---- Provided data

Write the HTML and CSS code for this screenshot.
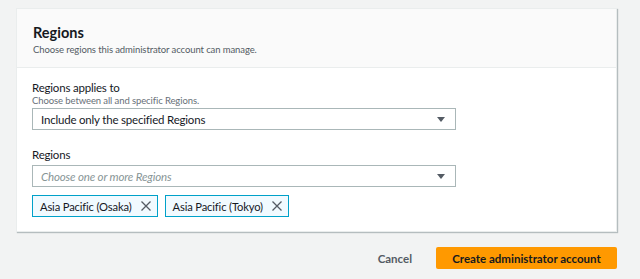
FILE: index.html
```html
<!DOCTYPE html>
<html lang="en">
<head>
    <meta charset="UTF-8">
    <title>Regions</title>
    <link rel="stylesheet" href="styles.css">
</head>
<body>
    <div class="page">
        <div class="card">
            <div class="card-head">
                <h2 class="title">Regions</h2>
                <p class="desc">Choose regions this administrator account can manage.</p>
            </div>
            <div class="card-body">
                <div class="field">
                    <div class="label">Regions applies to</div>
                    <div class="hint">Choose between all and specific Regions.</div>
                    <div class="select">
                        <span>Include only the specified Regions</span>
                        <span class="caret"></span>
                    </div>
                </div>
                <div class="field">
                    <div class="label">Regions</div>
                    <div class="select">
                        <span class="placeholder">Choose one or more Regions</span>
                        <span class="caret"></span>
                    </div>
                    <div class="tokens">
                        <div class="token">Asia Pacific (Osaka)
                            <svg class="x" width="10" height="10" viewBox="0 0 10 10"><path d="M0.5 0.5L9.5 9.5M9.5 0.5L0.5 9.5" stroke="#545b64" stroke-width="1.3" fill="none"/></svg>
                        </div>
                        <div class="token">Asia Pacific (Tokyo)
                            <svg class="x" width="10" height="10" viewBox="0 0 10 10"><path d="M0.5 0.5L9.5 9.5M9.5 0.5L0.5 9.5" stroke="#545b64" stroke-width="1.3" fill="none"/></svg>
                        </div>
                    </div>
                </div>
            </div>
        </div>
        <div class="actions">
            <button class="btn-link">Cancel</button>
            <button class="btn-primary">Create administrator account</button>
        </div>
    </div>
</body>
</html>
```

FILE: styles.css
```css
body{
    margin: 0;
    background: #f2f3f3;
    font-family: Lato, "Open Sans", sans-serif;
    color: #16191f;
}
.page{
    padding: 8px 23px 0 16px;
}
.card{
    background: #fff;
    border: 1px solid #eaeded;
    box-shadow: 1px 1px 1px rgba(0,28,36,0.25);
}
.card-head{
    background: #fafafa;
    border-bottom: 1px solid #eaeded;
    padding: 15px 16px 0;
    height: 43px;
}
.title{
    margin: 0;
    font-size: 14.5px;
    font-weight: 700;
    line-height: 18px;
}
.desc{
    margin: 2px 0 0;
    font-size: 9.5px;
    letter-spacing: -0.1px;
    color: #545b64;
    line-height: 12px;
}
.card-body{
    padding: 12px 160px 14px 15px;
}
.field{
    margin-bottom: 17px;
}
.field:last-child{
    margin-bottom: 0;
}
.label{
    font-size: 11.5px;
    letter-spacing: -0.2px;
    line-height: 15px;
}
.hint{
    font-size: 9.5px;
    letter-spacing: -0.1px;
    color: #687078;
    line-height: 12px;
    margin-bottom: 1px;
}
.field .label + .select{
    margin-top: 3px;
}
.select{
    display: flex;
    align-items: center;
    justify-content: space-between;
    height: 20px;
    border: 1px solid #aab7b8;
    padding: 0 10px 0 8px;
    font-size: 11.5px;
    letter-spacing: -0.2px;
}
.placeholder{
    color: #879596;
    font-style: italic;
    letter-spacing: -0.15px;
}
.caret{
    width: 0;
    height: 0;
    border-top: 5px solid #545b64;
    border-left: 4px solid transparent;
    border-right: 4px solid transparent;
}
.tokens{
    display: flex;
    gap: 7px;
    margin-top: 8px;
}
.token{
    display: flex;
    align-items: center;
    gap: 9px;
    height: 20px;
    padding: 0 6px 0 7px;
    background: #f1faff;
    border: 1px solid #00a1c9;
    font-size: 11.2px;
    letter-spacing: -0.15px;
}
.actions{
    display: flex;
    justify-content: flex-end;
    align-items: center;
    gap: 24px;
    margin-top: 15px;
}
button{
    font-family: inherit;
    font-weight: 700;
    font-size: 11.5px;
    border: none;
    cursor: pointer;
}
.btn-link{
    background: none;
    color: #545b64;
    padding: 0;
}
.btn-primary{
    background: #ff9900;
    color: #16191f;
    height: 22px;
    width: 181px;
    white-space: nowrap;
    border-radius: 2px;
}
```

--------

__Problem description__. Output the lines above in full and exactly as given, omitting any pictures.

__Correct result__.
Write the HTML and CSS code for this screenshot.
FILE: index.html
```html
<!DOCTYPE html>
<html lang="en">
<head>
    <meta charset="UTF-8">
    <title>Regions</title>
    <link rel="stylesheet" href="styles.css">
</head>
<body>
    <div class="page">
        <div class="card">
            <div class="card-head">
                <h2 class="title">Regions</h2>
                <p class="desc">Choose regions this administrator account can manage.</p>
            </div>
            <div class="card-body">
                <div class="field">
                    <div class="label">Regions applies to</div>
                    <div class="hint">Choose between all and specific Regions.</div>
                    <div class="select">
                        <span>Include only the specified Regions</span>
                        <span class="caret"></span>
                    </div>
                </div>
                <div class="field">
                    <div class="label">Regions</div>
                    <div class="select">
                        <span class="placeholder">Choose one or more Regions</span>
                        <span class="caret"></span>
                    </div>
                    <div class="tokens">
                        <div class="token">Asia Pacific (Osaka)
                            <svg class="x" width="10" height="10" viewBox="0 0 10 10"><path d="M0.5 0.5L9.5 9.5M9.5 0.5L0.5 9.5" stroke="#545b64" stroke-width="1.3" fill="none"/></svg>
                        </div>
                        <div class="token">Asia Pacific (Tokyo)
                            <svg class="x" width="10" height="10" viewBox="0 0 10 10"><path d="M0.5 0.5L9.5 9.5M9.5 0.5L0.5 9.5" stroke="#545b64" stroke-width="1.3" fill="none"/></svg>
                        </div>
                    </div>
                </div>
            </div>
        </div>
        <div class="actions">
            <button class="btn-link">Cancel</button>
            <button class="btn-primary">Create administrator account</button>
        </div>
    </div>
</body>
</html>
```

FILE: styles.css
```css
body{
    margin: 0;
    background: #f2f3f3;
    font-family: Lato, "Open Sans", sans-serif;
    color: #16191f;
}
.page{
    padding: 8px 23px 0 16px;
}
.card{
    background: #fff;
    border: 1px solid #eaeded;
    box-shadow: 1px 1px 1px rgba(0,28,36,0.25);
}
.card-head{
    background: #fafafa;
    border-bottom: 1px solid #eaeded;
    padding: 15px 16px 0;
    height: 43px;
}
.title{
    margin: 0;
    font-size: 14.5px;
    font-weight: 700;
    line-height: 18px;
}
.desc{
    margin: 2px 0 0;
    font-size: 9.5px;
    letter-spacing: -0.1px;
    color: #545b64;
    line-height: 12px;
}
.card-body{
    padding: 12px 160px 14px 15px;
}
.field{
    margin-bottom: 17px;
}
.field:last-child{
    margin-bottom: 0;
}
.label{
    font-size: 11.5px;
    letter-spacing: -0.2px;
    line-height: 15px;
}
.hint{
    font-size: 9.5px;
    letter-spacing: -0.1px;
    color: #687078;
    line-height: 12px;
    margin-bottom: 1px;
}
.field .label + .select{
    margin-top: 3px;
}
.select{
    display: flex;
    align-items: center;
    justify-content: space-between;
    height: 20px;
    border: 1px solid #aab7b8;
    padding: 0 10px 0 8px;
    font-size: 11.5px;
    letter-spacing: -0.2px;
}
.placeholder{
    color: #879596;
    font-style: italic;
    letter-spacing: -0.15px;
}
.caret{
    width: 0;
    height: 0;
    border-top: 5px solid #545b64;
    border-left: 4px solid transparent;
    border-right: 4px solid transparent;
}
.tokens{
    display: flex;
    gap: 7px;
    margin-top: 8px;
}
.token{
    display: flex;
    align-items: center;
    gap: 9px;
    height: 20px;
    padding: 0 6px 0 7px;
    background: #f1faff;
    border: 1px solid #00a1c9;
    font-size: 11.2px;
    letter-spacing: -0.15px;
}
.actions{
    display: flex;
    justify-content: flex-end;
    align-items: center;
    gap: 24px;
    margin-top: 15px;
}
button{
    font-family: inherit;
    font-weight: 700;
    font-size: 11.5px;
    border: none;
    cursor: pointer;
}
.btn-link{
    background: none;
    color: #545b64;
    padding: 0;
}
.btn-primary{
    background: #ff9900;
    color: #16191f;
    height: 22px;
    width: 181px;
    white-space: nowrap;
    border-radius: 2px;
}
```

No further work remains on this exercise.